→ **Requirements**:
Quote all lines below exactly. Images stay out.

:: Data section

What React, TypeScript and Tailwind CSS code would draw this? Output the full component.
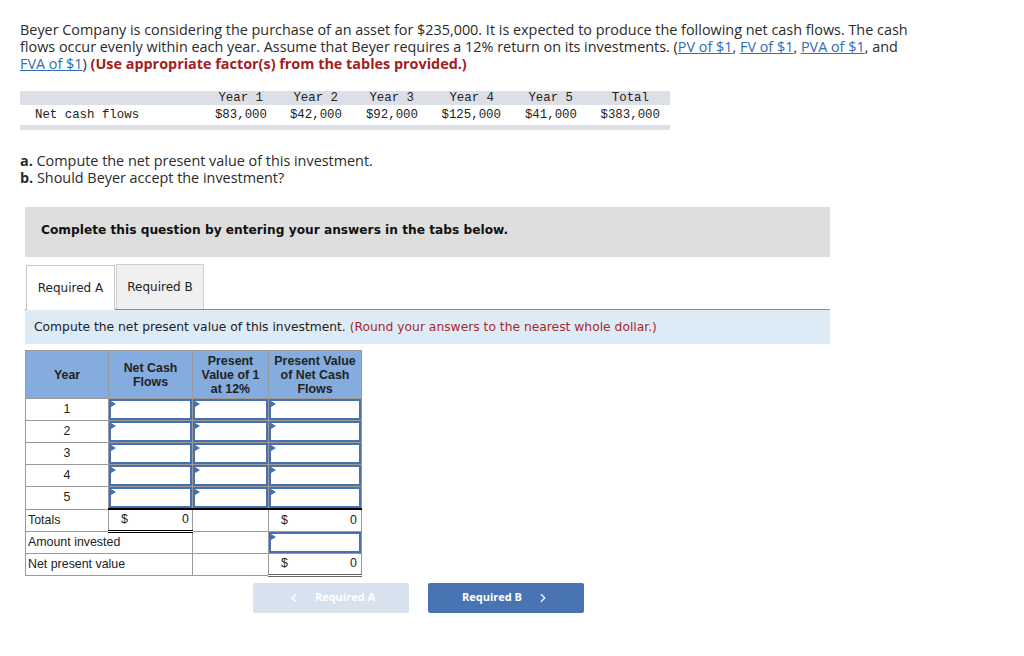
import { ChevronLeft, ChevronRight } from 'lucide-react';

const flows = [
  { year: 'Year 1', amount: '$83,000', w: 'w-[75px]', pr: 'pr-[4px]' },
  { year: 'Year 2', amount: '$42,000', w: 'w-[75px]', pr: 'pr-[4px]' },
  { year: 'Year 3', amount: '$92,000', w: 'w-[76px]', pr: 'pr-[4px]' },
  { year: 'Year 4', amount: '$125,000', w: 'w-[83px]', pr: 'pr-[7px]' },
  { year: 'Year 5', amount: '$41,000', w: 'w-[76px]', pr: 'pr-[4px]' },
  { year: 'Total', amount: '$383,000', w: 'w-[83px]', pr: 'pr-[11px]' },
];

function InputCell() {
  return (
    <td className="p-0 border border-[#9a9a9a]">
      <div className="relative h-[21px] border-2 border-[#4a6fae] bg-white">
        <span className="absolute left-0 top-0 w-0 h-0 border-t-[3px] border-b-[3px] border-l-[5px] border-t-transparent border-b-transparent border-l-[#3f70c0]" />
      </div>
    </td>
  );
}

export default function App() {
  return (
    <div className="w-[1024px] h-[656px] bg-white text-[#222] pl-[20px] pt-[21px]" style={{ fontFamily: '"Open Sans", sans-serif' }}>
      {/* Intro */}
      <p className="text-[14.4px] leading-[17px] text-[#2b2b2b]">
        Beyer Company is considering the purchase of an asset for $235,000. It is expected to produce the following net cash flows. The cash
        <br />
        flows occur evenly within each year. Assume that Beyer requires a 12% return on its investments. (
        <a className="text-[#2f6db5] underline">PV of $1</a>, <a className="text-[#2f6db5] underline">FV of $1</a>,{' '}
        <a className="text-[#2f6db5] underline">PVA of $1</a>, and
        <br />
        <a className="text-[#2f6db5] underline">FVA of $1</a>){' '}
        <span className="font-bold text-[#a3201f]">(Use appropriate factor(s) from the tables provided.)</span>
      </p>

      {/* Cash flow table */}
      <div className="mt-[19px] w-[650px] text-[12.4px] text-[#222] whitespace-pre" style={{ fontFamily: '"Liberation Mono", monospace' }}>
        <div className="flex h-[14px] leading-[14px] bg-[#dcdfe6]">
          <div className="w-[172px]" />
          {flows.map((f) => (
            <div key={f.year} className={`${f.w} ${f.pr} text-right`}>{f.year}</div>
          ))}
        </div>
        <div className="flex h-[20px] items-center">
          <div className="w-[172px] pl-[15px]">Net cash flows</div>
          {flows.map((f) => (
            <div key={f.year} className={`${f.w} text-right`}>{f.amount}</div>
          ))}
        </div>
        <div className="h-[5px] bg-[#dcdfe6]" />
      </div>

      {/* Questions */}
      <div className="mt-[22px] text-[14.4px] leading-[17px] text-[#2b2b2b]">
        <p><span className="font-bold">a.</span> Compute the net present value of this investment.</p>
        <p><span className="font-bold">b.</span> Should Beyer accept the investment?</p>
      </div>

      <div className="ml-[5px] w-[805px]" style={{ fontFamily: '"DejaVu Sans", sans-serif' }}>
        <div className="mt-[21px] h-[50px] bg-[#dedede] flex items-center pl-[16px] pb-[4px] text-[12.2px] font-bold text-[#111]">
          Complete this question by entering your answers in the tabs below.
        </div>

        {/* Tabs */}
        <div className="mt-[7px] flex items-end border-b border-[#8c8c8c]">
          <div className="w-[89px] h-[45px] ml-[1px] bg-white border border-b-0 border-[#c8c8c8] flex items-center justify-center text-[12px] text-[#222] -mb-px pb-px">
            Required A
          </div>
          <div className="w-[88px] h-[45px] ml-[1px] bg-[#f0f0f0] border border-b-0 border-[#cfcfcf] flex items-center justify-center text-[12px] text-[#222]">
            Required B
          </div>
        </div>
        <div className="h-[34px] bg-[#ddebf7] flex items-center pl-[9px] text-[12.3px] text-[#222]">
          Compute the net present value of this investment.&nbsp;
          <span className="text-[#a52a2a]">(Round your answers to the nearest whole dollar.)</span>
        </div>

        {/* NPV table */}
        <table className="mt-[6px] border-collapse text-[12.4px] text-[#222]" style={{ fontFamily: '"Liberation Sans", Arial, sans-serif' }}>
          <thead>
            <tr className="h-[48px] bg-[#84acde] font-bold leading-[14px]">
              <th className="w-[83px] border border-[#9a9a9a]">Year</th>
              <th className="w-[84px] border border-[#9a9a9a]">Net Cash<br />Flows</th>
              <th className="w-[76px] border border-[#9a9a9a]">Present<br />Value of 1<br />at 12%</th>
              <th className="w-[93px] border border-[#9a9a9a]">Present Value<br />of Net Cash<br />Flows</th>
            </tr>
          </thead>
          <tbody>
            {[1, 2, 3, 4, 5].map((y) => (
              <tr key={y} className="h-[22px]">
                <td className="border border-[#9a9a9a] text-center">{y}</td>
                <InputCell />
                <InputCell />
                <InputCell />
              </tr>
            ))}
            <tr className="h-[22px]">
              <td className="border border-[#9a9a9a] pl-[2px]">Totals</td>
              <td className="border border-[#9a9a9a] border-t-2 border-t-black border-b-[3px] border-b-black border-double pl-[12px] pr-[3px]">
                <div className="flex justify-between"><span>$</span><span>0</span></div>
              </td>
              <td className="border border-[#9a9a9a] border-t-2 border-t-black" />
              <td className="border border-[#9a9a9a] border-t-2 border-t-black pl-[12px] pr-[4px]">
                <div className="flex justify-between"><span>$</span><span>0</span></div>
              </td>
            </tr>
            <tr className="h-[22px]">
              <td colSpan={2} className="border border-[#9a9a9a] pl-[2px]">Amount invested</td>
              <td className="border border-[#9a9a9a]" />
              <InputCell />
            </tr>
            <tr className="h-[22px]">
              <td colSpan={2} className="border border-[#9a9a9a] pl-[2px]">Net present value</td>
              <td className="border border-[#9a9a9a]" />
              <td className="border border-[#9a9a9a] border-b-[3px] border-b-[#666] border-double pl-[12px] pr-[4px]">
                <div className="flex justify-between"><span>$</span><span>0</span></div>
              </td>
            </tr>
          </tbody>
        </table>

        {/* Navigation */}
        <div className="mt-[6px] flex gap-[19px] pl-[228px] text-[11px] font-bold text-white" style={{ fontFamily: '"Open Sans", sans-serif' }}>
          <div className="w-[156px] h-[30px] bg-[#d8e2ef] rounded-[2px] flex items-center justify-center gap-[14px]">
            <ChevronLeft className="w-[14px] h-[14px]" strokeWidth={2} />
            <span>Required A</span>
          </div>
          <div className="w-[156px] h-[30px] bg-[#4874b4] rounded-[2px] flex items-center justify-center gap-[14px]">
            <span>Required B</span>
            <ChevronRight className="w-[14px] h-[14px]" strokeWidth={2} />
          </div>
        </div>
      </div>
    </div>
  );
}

::::

→ **Answer to this task**:
What React, TypeScript and Tailwind CSS code would draw this? Output the full component.
import { ChevronLeft, ChevronRight } from 'lucide-react';

const flows = [
  { year: 'Year 1', amount: '$83,000', w: 'w-[75px]', pr: 'pr-[4px]' },
  { year: 'Year 2', amount: '$42,000', w: 'w-[75px]', pr: 'pr-[4px]' },
  { year: 'Year 3', amount: '$92,000', w: 'w-[76px]', pr: 'pr-[4px]' },
  { year: 'Year 4', amount: '$125,000', w: 'w-[83px]', pr: 'pr-[7px]' },
  { year: 'Year 5', amount: '$41,000', w: 'w-[76px]', pr: 'pr-[4px]' },
  { year: 'Total', amount: '$383,000', w: 'w-[83px]', pr: 'pr-[11px]' },
];

function InputCell() {
  return (
    <td className="p-0 border border-[#9a9a9a]">
      <div className="relative h-[21px] border-2 border-[#4a6fae] bg-white">
        <span className="absolute left-0 top-0 w-0 h-0 border-t-[3px] border-b-[3px] border-l-[5px] border-t-transparent border-b-transparent border-l-[#3f70c0]" />
      </div>
    </td>
  );
}

export default function App() {
  return (
    <div className="w-[1024px] h-[656px] bg-white text-[#222] pl-[20px] pt-[21px]" style={{ fontFamily: '"Open Sans", sans-serif' }}>
      {/* Intro */}
      <p className="text-[14.4px] leading-[17px] text-[#2b2b2b]">
        Beyer Company is considering the purchase of an asset for $235,000. It is expected to produce the following net cash flows. The cash
        <br />
        flows occur evenly within each year. Assume that Beyer requires a 12% return on its investments. (
        <a className="text-[#2f6db5] underline">PV of $1</a>, <a className="text-[#2f6db5] underline">FV of $1</a>,{' '}
        <a className="text-[#2f6db5] underline">PVA of $1</a>, and
        <br />
        <a className="text-[#2f6db5] underline">FVA of $1</a>){' '}
        <span className="font-bold text-[#a3201f]">(Use appropriate factor(s) from the tables provided.)</span>
      </p>

      {/* Cash flow table */}
      <div className="mt-[19px] w-[650px] text-[12.4px] text-[#222] whitespace-pre" style={{ fontFamily: '"Liberation Mono", monospace' }}>
        <div className="flex h-[14px] leading-[14px] bg-[#dcdfe6]">
          <div className="w-[172px]" />
          {flows.map((f) => (
            <div key={f.year} className={`${f.w} ${f.pr} text-right`}>{f.year}</div>
          ))}
        </div>
        <div className="flex h-[20px] items-center">
          <div className="w-[172px] pl-[15px]">Net cash flows</div>
          {flows.map((f) => (
            <div key={f.year} className={`${f.w} text-right`}>{f.amount}</div>
          ))}
        </div>
        <div className="h-[5px] bg-[#dcdfe6]" />
      </div>

      {/* Questions */}
      <div className="mt-[22px] text-[14.4px] leading-[17px] text-[#2b2b2b]">
        <p><span className="font-bold">a.</span> Compute the net present value of this investment.</p>
        <p><span className="font-bold">b.</span> Should Beyer accept the investment?</p>
      </div>

      <div className="ml-[5px] w-[805px]" style={{ fontFamily: '"DejaVu Sans", sans-serif' }}>
        <div className="mt-[21px] h-[50px] bg-[#dedede] flex items-center pl-[16px] pb-[4px] text-[12.2px] font-bold text-[#111]">
          Complete this question by entering your answers in the tabs below.
        </div>

        {/* Tabs */}
        <div className="mt-[7px] flex items-end border-b border-[#8c8c8c]">
          <div className="w-[89px] h-[45px] ml-[1px] bg-white border border-b-0 border-[#c8c8c8] flex items-center justify-center text-[12px] text-[#222] -mb-px pb-px">
            Required A
          </div>
          <div className="w-[88px] h-[45px] ml-[1px] bg-[#f0f0f0] border border-b-0 border-[#cfcfcf] flex items-center justify-center text-[12px] text-[#222]">
            Required B
          </div>
        </div>
        <div className="h-[34px] bg-[#ddebf7] flex items-center pl-[9px] text-[12.3px] text-[#222]">
          Compute the net present value of this investment.&nbsp;
          <span className="text-[#a52a2a]">(Round your answers to the nearest whole dollar.)</span>
        </div>

        {/* NPV table */}
        <table className="mt-[6px] border-collapse text-[12.4px] text-[#222]" style={{ fontFamily: '"Liberation Sans", Arial, sans-serif' }}>
          <thead>
            <tr className="h-[48px] bg-[#84acde] font-bold leading-[14px]">
              <th className="w-[83px] border border-[#9a9a9a]">Year</th>
              <th className="w-[84px] border border-[#9a9a9a]">Net Cash<br />Flows</th>
              <th className="w-[76px] border border-[#9a9a9a]">Present<br />Value of 1<br />at 12%</th>
              <th className="w-[93px] border border-[#9a9a9a]">Present Value<br />of Net Cash<br />Flows</th>
            </tr>
          </thead>
          <tbody>
            {[1, 2, 3, 4, 5].map((y) => (
              <tr key={y} className="h-[22px]">
                <td className="border border-[#9a9a9a] text-center">{y}</td>
                <InputCell />
                <InputCell />
                <InputCell />
              </tr>
            ))}
            <tr className="h-[22px]">
              <td className="border border-[#9a9a9a] pl-[2px]">Totals</td>
              <td className="border border-[#9a9a9a] border-t-2 border-t-black border-b-[3px] border-b-black border-double pl-[12px] pr-[3px]">
                <div className="flex justify-between"><span>$</span><span>0</span></div>
              </td>
              <td className="border border-[#9a9a9a] border-t-2 border-t-black" />
              <td className="border border-[#9a9a9a] border-t-2 border-t-black pl-[12px] pr-[4px]">
                <div className="flex justify-between"><span>$</span><span>0</span></div>
              </td>
            </tr>
            <tr className="h-[22px]">
              <td colSpan={2} className="border border-[#9a9a9a] pl-[2px]">Amount invested</td>
              <td className="border border-[#9a9a9a]" />
              <InputCell />
            </tr>
            <tr className="h-[22px]">
              <td colSpan={2} className="border border-[#9a9a9a] pl-[2px]">Net present value</td>
              <td className="border border-[#9a9a9a]" />
              <td className="border border-[#9a9a9a] border-b-[3px] border-b-[#666] border-double pl-[12px] pr-[4px]">
                <div className="flex justify-between"><span>$</span><span>0</span></div>
              </td>
            </tr>
          </tbody>
        </table>

        {/* Navigation */}
        <div className="mt-[6px] flex gap-[19px] pl-[228px] text-[11px] font-bold text-white" style={{ fontFamily: '"Open Sans", sans-serif' }}>
          <div className="w-[156px] h-[30px] bg-[#d8e2ef] rounded-[2px] flex items-center justify-center gap-[14px]">
            <ChevronLeft className="w-[14px] h-[14px]" strokeWidth={2} />
            <span>Required A</span>
          </div>
          <div className="w-[156px] h-[30px] bg-[#4874b4] rounded-[2px] flex items-center justify-center gap-[14px]">
            <span>Required B</span>
            <ChevronRight className="w-[14px] h-[14px]" strokeWidth={2} />
          </div>
        </div>
      </div>
    </div>
  );
}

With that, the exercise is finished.